Limitations & Future Work

  • Detection is highly dependent on AMR parser quality; parsing errors can lead to missed detections or false positives. AMR parsing may be unstable in low-resource languages, specialized technical texts, or non-news genres.
  • The AMR bank serves as a private key; if an attacker guesses or leaks the bank, they could deliberately rewrite semantic structures to evade detection.
  • Current evaluations primarily use English RealNews, limiting domain and language coverage.
  • Rejection sampling still incurs a cost, with repeated failures occurring when specific templates are incompatible with the context; more intelligent template-context matching is needed.
  • SWAN focuses on sentence-level AMR; watermark structures might be reorganized during attacks involving merging, splitting, or cross-sentence rewriting. Future work could explore paragraph-level AMR or AMR subgraph watermarks.
  • vs SynthID / token-level watermark: SynthID relies on token distribution perturbation; it provides effective low-FPR detection but is fragile to paraphrasing. SWAN does not alter token preferences but constrains semantic structure, making it more resistant to surface-level rewriting.
  • vs SemStamp: SemStamp partitions the sentence vector space into green buckets, providing some paraphrase robustness, but strong rewriting can shift embeddings. SWAN uses AMR graph matching, which maintains structural signals under semantically equivalent rewrites.
  • vs k-SemStamp: k-SemStamp improves semantic region partitioning via clustering but remains within continuous embedding regions. SWAN’s discrete graph structure is more interpretable and closer to the definition of "unchanged meaning."
  • vs PostMark / post-hoc watermark: PostMark injects signals via paragraph semantics and watermark words. It is practical but may leave lexical traces.
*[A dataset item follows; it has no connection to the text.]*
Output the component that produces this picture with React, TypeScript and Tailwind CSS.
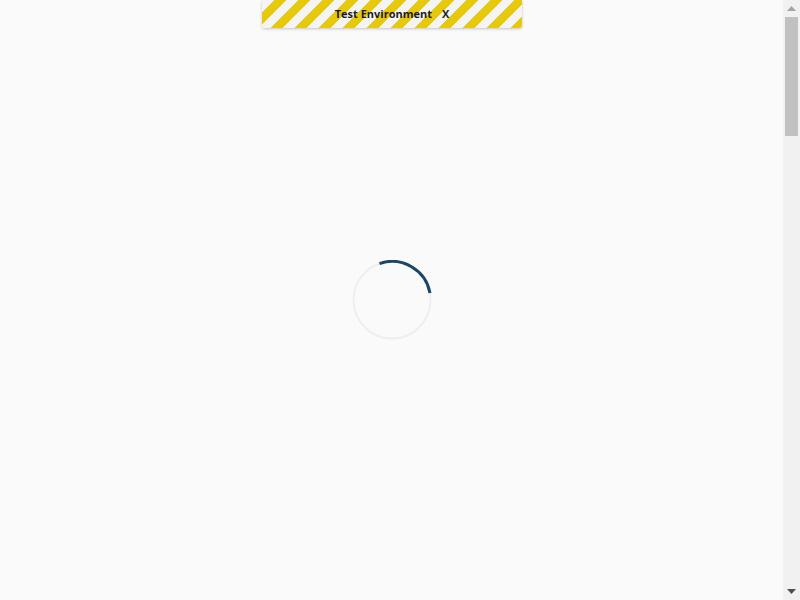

SWAN does not rely on a fixed vocabulary; signals are hidden in semantic role combinations.

Rating

  • Novelty: ⭐⭐⭐⭐⭐ Using AMR graph structures for text watermarking is highly novel and distinct from token/embedding routes.
  • Experimental Thoroughness: ⭐⭐⭐⭐☆ Covers detection, paraphrasing, bank size, sampling efficiency, and quality; language and domain scope remain somewhat narrow.
  • Writing Quality: ⭐⭐⭐⭐☆ The method is clearly explained and experimental tables are direct, though AMR parsing error and threshold selection could be further detailed.
  • Value: ⭐⭐⭐⭐⭐ Provides practical insights for robust text watermarking and AI-generated content provenance, particularly suitable for research on semantic-level provenance.